▸ **Given problem**: Return the number of lines that include the string "components", without any other text.

(Rows from a dataset of pages and code)

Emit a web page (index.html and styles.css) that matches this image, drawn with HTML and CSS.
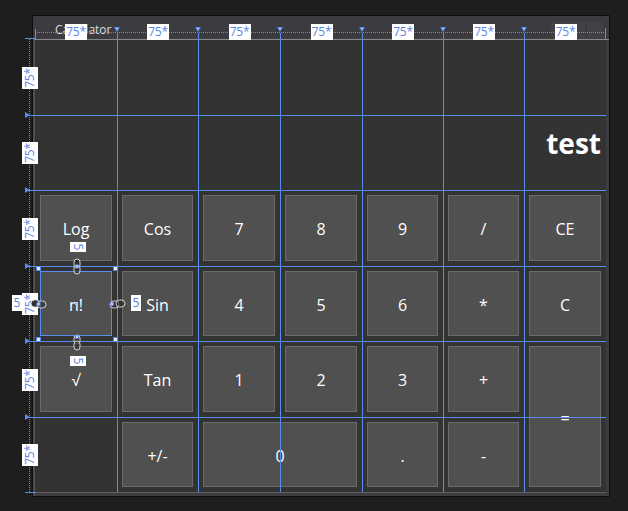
FILE: index.html
```html
<!DOCTYPE html>
<html>
<head>
<meta charset="utf-8">
<link rel="stylesheet" href="styles.css">
</head>
<body>
<div class="canvas">
  <div class="window">
    <div class="titlebar">
      <span class="title">Calculator</span>
      <div class="ctrls"><span></span><span></span><span></span></div>
    </div>
    <div class="client">
      <div class="grid">
        <div class="span-all"></div>
        <div class="span-all display">test</div>
        <div class="key">Log</div>
        <div class="key">Cos</div>
        <div class="key">7</div>
        <div class="key">8</div>
        <div class="key">9</div>
        <div class="key">/</div>
        <div class="key">CE</div>
        <div class="key sel">n!</div>
        <div class="key">Sin</div>
        <div class="key">4</div>
        <div class="key">5</div>
        <div class="key">6</div>
        <div class="key">*</div>
        <div class="key">C</div>
        <div class="key">√</div>
        <div class="key">Tan</div>
        <div class="key">1</div>
        <div class="key">2</div>
        <div class="key">3</div>
        <div class="key">+</div>
        <div class="key eq">=</div>
        <div class="blank"></div>
        <div class="key">+/-</div>
        <div class="key zero">0</div>
        <div class="key">.</div>
        <div class="key">-</div>
      </div>
    </div>
  </div>

  <div class="vdots"></div>

  <div class="cols">
    <div class="col"><span class="rlabel">75*</span></div>
    <div class="col"><span class="rlabel">75*</span></div>
    <div class="col"><span class="rlabel">75*</span></div>
    <div class="col"><span class="rlabel">75*</span></div>
    <div class="col"><span class="rlabel">75*</span></div>
    <div class="col"><span class="rlabel">75*</span></div>
    <div class="col"><span class="rlabel">75*</span></div>
  </div>

  <div class="rows">
    <div class="row"><span class="vlabel"><span>75*</span></span></div>
    <div class="row"><span class="vlabel"><span>75*</span></span></div>
    <div class="row"><span class="vlabel"><span>75*</span></span></div>
    <div class="row"><span class="vlabel"><span>75*</span></span></div>
    <div class="row"><span class="vlabel"><span>75*</span></span></div>
    <div class="row"><span class="vlabel"><span>75*</span></span></div>
  </div>

  <div class="tick tick-tl-h"></div>
  <div class="tick tick-tl-v"></div>
  <div class="tick tick-tr-v"></div>
  <div class="tick tick-bl-h"></div>

  <!-- selection adorners for n! -->
  <div class="handle h-tl"></div>
  <div class="handle h-tr"></div>
  <div class="handle h-bl"></div>
  <div class="handle h-br"></div>
  <div class="center-dot"></div>

  <svg class="chain chain-top" width="8" height="17" viewBox="0 0 8 17">
    <rect x="1" y="1" width="6" height="9" rx="3" fill="#2e2e2e" stroke="#d6d6d6"/>
    <rect x="1" y="7" width="6" height="9" rx="3" fill="#2e2e2e" fill-opacity="0.6" stroke="#d6d6d6"/>
    <rect x="2.5" y="7" width="3" height="3" fill="#b9d0ff" stroke="#5a8cf0" stroke-width="0.6"/>
  </svg>
  <svg class="chain chain-bottom" width="8" height="17" viewBox="0 0 8 17">
    <rect x="1" y="1" width="6" height="9" rx="3" fill="#2e2e2e" stroke="#d6d6d6"/>
    <rect x="1" y="7" width="6" height="9" rx="3" fill="#2e2e2e" fill-opacity="0.6" stroke="#d6d6d6"/>
    <rect x="2.5" y="1.5" width="3" height="3" fill="#b9d0ff" stroke="#5a8cf0" stroke-width="0.6"/>
  </svg>
  <svg class="chain chain-left" width="17" height="10" viewBox="0 0 17 10">
    <rect x="1" y="1" width="9" height="7" rx="3.5" fill="#2e2e2e" stroke="#d6d6d6"/>
    <rect x="7" y="2" width="9" height="7" rx="3.5" fill="#2e2e2e" fill-opacity="0.6" stroke="#d6d6d6"/>
    <rect x="7" y="3.5" width="3" height="3" fill="#b9d0ff" stroke="#5a8cf0" stroke-width="0.6"/>
  </svg>
  <svg class="chain chain-right" width="17" height="10" viewBox="0 0 17 10">
    <rect x="1" y="2" width="9" height="7" rx="3.5" fill="#2e2e2e" stroke="#d6d6d6"/>
    <rect x="7" y="1" width="9" height="7" rx="3.5" fill="#2e2e2e" fill-opacity="0.6" stroke="#d6d6d6"/>
    <rect x="1.5" y="3.5" width="3" height="3" fill="#b9d0ff" stroke="#5a8cf0" stroke-width="0.6"/>
  </svg>

  <div class="mlabel m-top"><span>5</span></div>
  <div class="mlabel m-bottom"><span>5</span></div>
  <div class="mlabel m-left">5</div>
  <div class="mlabel m-right">5</div>
</div>
</body>
</html>
```

FILE: styles.css
```css
body {
  margin: 0;
  background: #1e1e1e;
  font-family: "Open Sans", "Noto Sans", sans-serif;
}

.canvas {
  position: relative;
  width: 628px;
  height: 511px;
  padding: 15px 0 0 32px;
  box-sizing: border-box;
  overflow: hidden;
}

/* ---------- window ---------- */
.window {
  width: 578px;
  height: 482px;
  box-sizing: border-box;
  border: 1px solid #0d0d0d;
  background: #3c3c40;
  display: flex;
  flex-direction: column;
}

.titlebar {
  height: 23px;
  box-sizing: border-box;
  display: flex;
  justify-content: space-between;
  padding: 0 6px 0 22px;
}

.title {
  color: #dedede;
  font-size: 12px;
  line-height: 20px;
  padding-top: 4px;
}

.ctrls {
  display: flex;
  gap: 2px;
  align-self: flex-end;
  margin-bottom: 1px;
}

.ctrls span {
  width: 16px;
  height: 16px;
  background: #414146;
}

.client {
  border-top: 1px solid #8a8a8a;
  border-left: 2px solid #4f4f4f;
  padding: 0 3px 3px 0;
  background: #3d3d41;
}

.grid {
  width: 571px;
  height: 452px;
  border-bottom: 1px solid #5f5f5f;
  display: grid;
  grid-template-columns: 82px 81px 82px 82px 81px 81px 82px;
  grid-template-rows: 75px 75px 76px 75px 76px 75px;
  background: #333333;
}

.span-all {
  grid-column: 1 / -1;
}

.display {
  text-align: right;
  padding: 13px 5px 0 0;
  color: #ffffff;
  font-weight: 700;
  font-size: 28px;
  line-height: 30px;
}

.key {
  margin: 5px;
  box-sizing: border-box;
  background: #505050;
  border: 1px solid #6b6b6b;
  color: #ffffff;
  font-size: 16px;
  display: flex;
  align-items: center;
  justify-content: center;
  padding-top: 2px;
}

.key.sel {
  border-color: #5a8cf0;
}

.eq {
  grid-row: span 2;
}

.zero {
  grid-column: span 2;
}

/* ---------- grid adorners ---------- */
.cols {
  position: absolute;
  left: 35px;
  top: 32px;
  width: 571px;
  height: 460px;
  box-sizing: border-box;
  border-top: 1px dotted #5a8cf0;
  display: grid;
  grid-template-columns: 82px 81px 82px 82px 81px 81px 82px;
}

.col {
  position: relative;
}

.col + .col {
  border-left: 1px solid #5a8cf0;
}

.col + .col::before {
  content: "";
  position: absolute;
  top: -6px;
  left: -4px;
  border-left: 3.5px solid transparent;
  border-right: 3.5px solid transparent;
  border-top: 5px solid #5a8cf0;
}

.col + .col::after {
  content: "";
  position: absolute;
  top: -5px;
  left: -2px;
  border-left: 1.5px solid transparent;
  border-right: 1.5px solid transparent;
  border-top: 2px solid #cfdcff;
}

.rlabel {
  position: absolute;
  top: -9px;
  left: 50%;
  transform: translateX(-50%);
  width: 22px;
  height: 16px;
  background: #ffffff;
  color: #5a84e4;
  font-size: 12px;
  line-height: 16px;
  text-align: center;
  letter-spacing: -0.3px;
}

.vdots {
  position: absolute;
  left: 29px;
  top: 38px;
  height: 454px;
  border-left: 1px dotted #5a8cf0;
}

.rows {
  position: absolute;
  left: 25px;
  top: 40px;
  width: 581px;
  height: 452px;
  display: grid;
  grid-template-rows: 75px 75px 76px 75px 76px 75px;
}

.row {
  position: relative;
}

.row + .row {
  border-top: 1px solid #5a8cf0;
}

.row + .row::before {
  content: "";
  position: absolute;
  top: -4px;
  left: 0;
  border-top: 3.5px solid transparent;
  border-bottom: 3.5px solid transparent;
  border-left: 5px solid #5a8cf0;
}

.vlabel {
  position: absolute;
  left: -3px;
  top: 50%;
  transform: translateY(-50%);
  width: 16px;
  height: 22px;
  background: #ffffff;
  display: flex;
  align-items: center;
  justify-content: center;
}

.vlabel span {
  display: block;
  transform: rotate(-90deg);
  color: #5a84e4;
  font-size: 12px;
  line-height: 16px;
  white-space: nowrap;
  letter-spacing: -0.3px;
}

.tick {
  position: absolute;
  background: #5a8cf0;
}

.tick-tl-h { left: 25px; top: 38px; width: 11px; height: 1px; }
.tick-tl-v { left: 35px; top: 29px; width: 1px; height: 10px; }
.tick-tr-v { left: 605px; top: 28px; width: 1px; height: 11px; }
.tick-bl-h { left: 25px; top: 492px; width: 11px; height: 1px; }

/* ---------- selection adorners ---------- */
.handle {
  position: absolute;
  width: 3px;
  height: 3px;
  background: #dfe8ff;
  border: 1px solid #5a8cf0;
}

.h-tl { left: 36px; top: 266px; }
.h-tr { left: 113px; top: 266px; }
.h-bl { left: 36px; top: 337px; }
.h-br { left: 113px; top: 337px; }

.center-dot {
  position: absolute;
  left: 75px;
  top: 302px;
  width: 3px;
  height: 3px;
  background: #a9c4ff;
}

.chain {
  position: absolute;
  display: block;
}

.chain-top { left: 73px; top: 258px; }
.chain-bottom { left: 73px; top: 334px; }
.chain-left { left: 30px; top: 299px; }
.chain-right { left: 109px; top: 299px; }

.mlabel {
  position: absolute;
  background: #ffffff;
  color: #5a84e4;
  font-size: 12px;
  line-height: 16px;
  text-align: center;
  display: flex;
  align-items: center;
  justify-content: center;
}

.mlabel span {
  display: block;
  transform: rotate(90deg);
}

.m-top { left: 70px; top: 242px; width: 16px; height: 10px; }
.m-bottom { left: 70px; top: 356px; width: 16px; height: 10px; }
.m-left { left: 12px; top: 295px; width: 10px; height: 16px; }
.m-right { left: 131px; top: 295px; width: 10px; height: 16px; }
```
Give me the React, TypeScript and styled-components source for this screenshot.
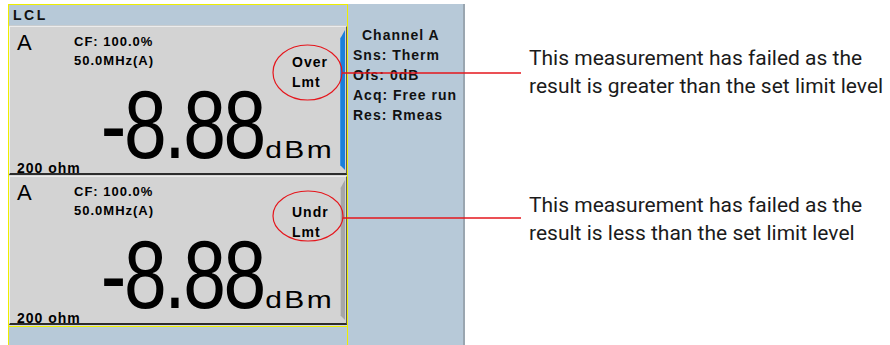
import React from 'react';
import styled, { createGlobalStyle } from 'styled-components';

const GlobalStyle = createGlobalStyle`
	html, body {
		margin: 0;
		padding: 0;
		background: #fff;
	}
	* {
		box-sizing: border-box;
	}
`;

const Page = styled.div`
	position: relative;
	width: 890px;
	height: 345px;
	overflow: hidden;
	display: flex;
	padding: 4px 0 0 8px;
	font-family: 'Liberation Sans', Arial, sans-serif;
`;

const Device = styled.div`
	display: flex;
	width: 457px;
	height: 345px;
	flex-shrink: 0;
`;

const Screen = styled.div`
	width: 340px;
	display: flex;
	flex-direction: column;
	border: 1px solid #eeee00;
	border-bottom: none;
	background: #d8d8d8;
`;

const Header = styled.div`
	height: 21px;
	padding-left: 4px;
	background: #b7c9d8;
	border-bottom: 1px solid #c9cdd0;
	font-size: 14px;
	font-weight: 700;
	line-height: 20px;
	letter-spacing: 2.5px;
	color: #111;
`;

const Panel = styled.div<{ $gap?: number }>`
	height: 149px;
	margin-top: ${(p) => p.$gap || 0}px;
	display: flex;
	background: #d3d3d3;
	border-left: 1px solid #f2f2f2;
	border-top: 1px solid #ececec;
	border-right: 1px solid #5a5a5a;
	border-bottom: 2px solid #2c2c2c;
`;

const PanelBody = styled.div`
	flex: 1;
	display: flex;
	flex-direction: column;
	color: #000;
`;

const TopRow = styled.div`
	display: grid;
	grid-template-columns: 64px 1fr 40px;
	padding: 5px 8px 0 0;
	height: 60px;
`;

const ChannelLetter = styled.div`
	padding-left: 7px;
	font-size: 22px;
	line-height: 22px;
`;

const Settings = styled.div`
	font-size: 13px;
	font-weight: 700;
	line-height: 19px;
	letter-spacing: 1px;
`;

const Status = styled.div`
	margin-top: 20px;
	font-size: 14px;
	font-weight: 700;
	line-height: 20px;
	letter-spacing: 1px;
`;

const Reading = styled.div`
	height: 72px;
	margin-top: 2px;
	display: flex;
	justify-content: flex-end;
	align-items: baseline;
	padding-right: 8px;
	white-space: nowrap;
`;

const Value = styled.span`
	display: inline-block;
	font-size: 96px;
	line-height: 72px;
	letter-spacing: -3px;
	transform: scaleX(0.8);
	transform-origin: right bottom;
	margin-right: 4px;
`;

const Unit = styled.span`
	display: inline-block;
	font-size: 24px;
	line-height: 72px;
	letter-spacing: 2px;
	margin: 0 -2px 0 11px;
	transform: scaleX(1.25);
	transform-origin: right bottom;
`;

const Footnote = styled.div`
	margin-top: auto;
	padding: 0 0 1px 7px;
	font-size: 14px;
	font-weight: 700;
	line-height: 14px;
	letter-spacing: 1px;
`;

const Bar = styled.div<{ $active?: boolean }>`
	width: 5px;
	margin: 3px 1px 3px 0;
	background: ${(p) => (p.$active ? '#1a7fd9' : '#a6a6a6')};
	border-left: 1px solid ${(p) => (p.$active ? '#3c95e6' : '#c4c4c4')};
	clip-path: polygon(0 9px, 100% 0, 100% 100%, 0 calc(100% - 5px));
`;

const Footer = styled.div`
	flex: 1;
	margin-top: 1px;
	background: #b7c9d8;
	border-top: 1px solid #eeee00;
`;

const Info = styled.div`
	width: 117px;
	padding: 21px 0 0 5px;
	background: #b7c9d8;
	border-right: 2px solid #9aa6b0;
	font-size: 14px;
	font-weight: 700;
	line-height: 20px;
	letter-spacing: 1px;
	color: #111;
`;

const InfoTitle = styled.div`
	padding-left: 9px;
`;

const Notes = styled.div`
	margin-left: 64px;
	padding-top: 40px;
	display: flex;
	flex-direction: column;
	gap: 91px;
	font-family: Roboto, 'Liberation Sans', sans-serif;
	font-size: 21px;
	line-height: 28px;
	color: #1b1b1b;
	white-space: nowrap;
`;

const Overlay = styled.svg`
	position: absolute;
	left: 0;
	top: 0;
	pointer-events: none;
`;

type Meas = { status: [string, string]; active?: boolean };

const measurements: Meas[] = [
	{ status: ['Over', 'Lmt'], active: true },
	{ status: ['Undr', 'Lmt'] },
];

const notes = [
	['This measurement has failed as the', 'result is greater than the set limit level'],
	['This measurement has failed as the', 'result is less than the set limit level'],
];

const MeasPanel = ({ m, gap }: { m: Meas; gap?: number }) => (
	<Panel $gap={gap}>
		<PanelBody>
			<TopRow>
				<ChannelLetter>A</ChannelLetter>
				<Settings>
					<div>CF: 100.0%</div>
					<div>50.0MHz(A)</div>
				</Settings>
				<Status>
					<div>{m.status[0]}</div>
					<div>{m.status[1]}</div>
				</Status>
			</TopRow>
			<Reading>
				<Value>-8.88</Value>
				<Unit>dBm</Unit>
			</Reading>
			<Footnote>200 ohm</Footnote>
		</PanelBody>
		<Bar $active={m.active} />
	</Panel>
);

const App = () => {
	return (
		<Page>
			<GlobalStyle />
			<Device>
				<Screen>
					<Header>LCL</Header>
					<MeasPanel m={measurements[0]} />
					<MeasPanel m={measurements[1]} gap={1} />
					<Footer />
				</Screen>
				<Info>
					<InfoTitle>Channel A</InfoTitle>
					<div>Sns: Therm</div>
					<div>Ofs: 0dB</div>
					<div>Acq: Free run</div>
					<div>Res: Rmeas</div>
				</Info>
			</Device>
			<Notes>
				{notes.map((n, i) => (
					<div key={i}>
						<div>{n[0]}</div>
						<div>{n[1]}</div>
					</div>
				))}
			</Notes>
			<Overlay width="890" height="345" viewBox="0 0 890 345">
				<g fill="none" stroke="#e5161c">
					<ellipse cx="307.5" cy="72.5" rx="34.5" ry="27.5" strokeWidth="1.2" />
					<line x1="342" y1="73" x2="521" y2="73" strokeWidth="1.6" />
					<ellipse cx="308" cy="216" rx="35" ry="25" strokeWidth="1.2" />
					<line x1="343" y1="218" x2="521" y2="218" strokeWidth="1.6" />
				</g>
			</Overlay>
		</Page>
	);
};

export default App;
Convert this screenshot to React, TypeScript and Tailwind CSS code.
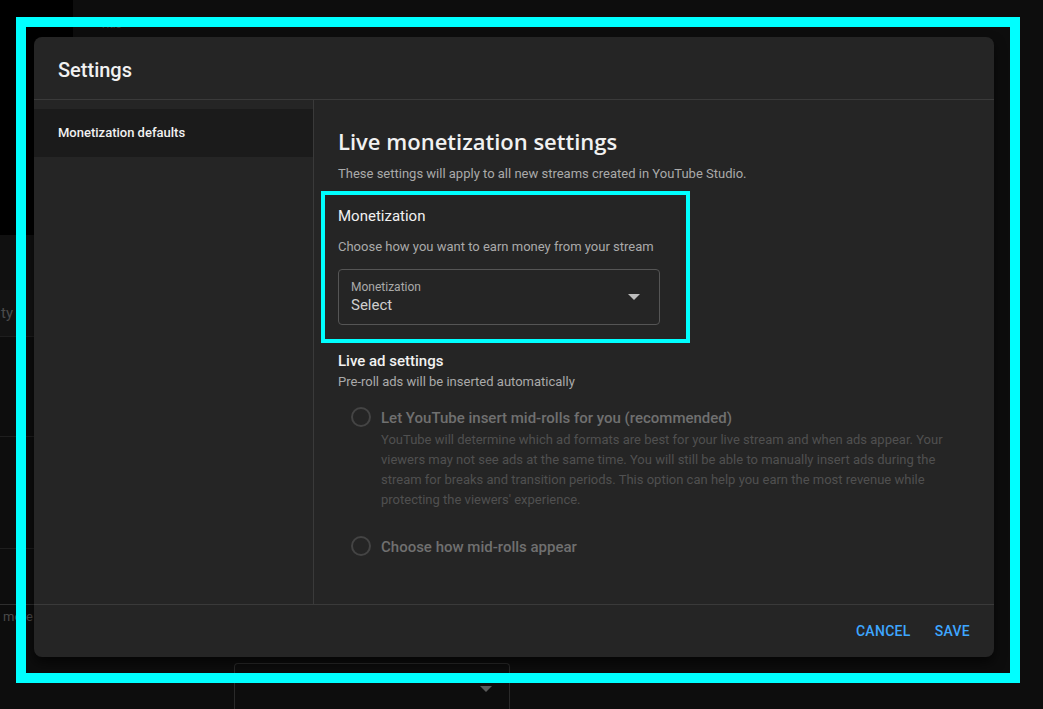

▸ **Solution below**: 2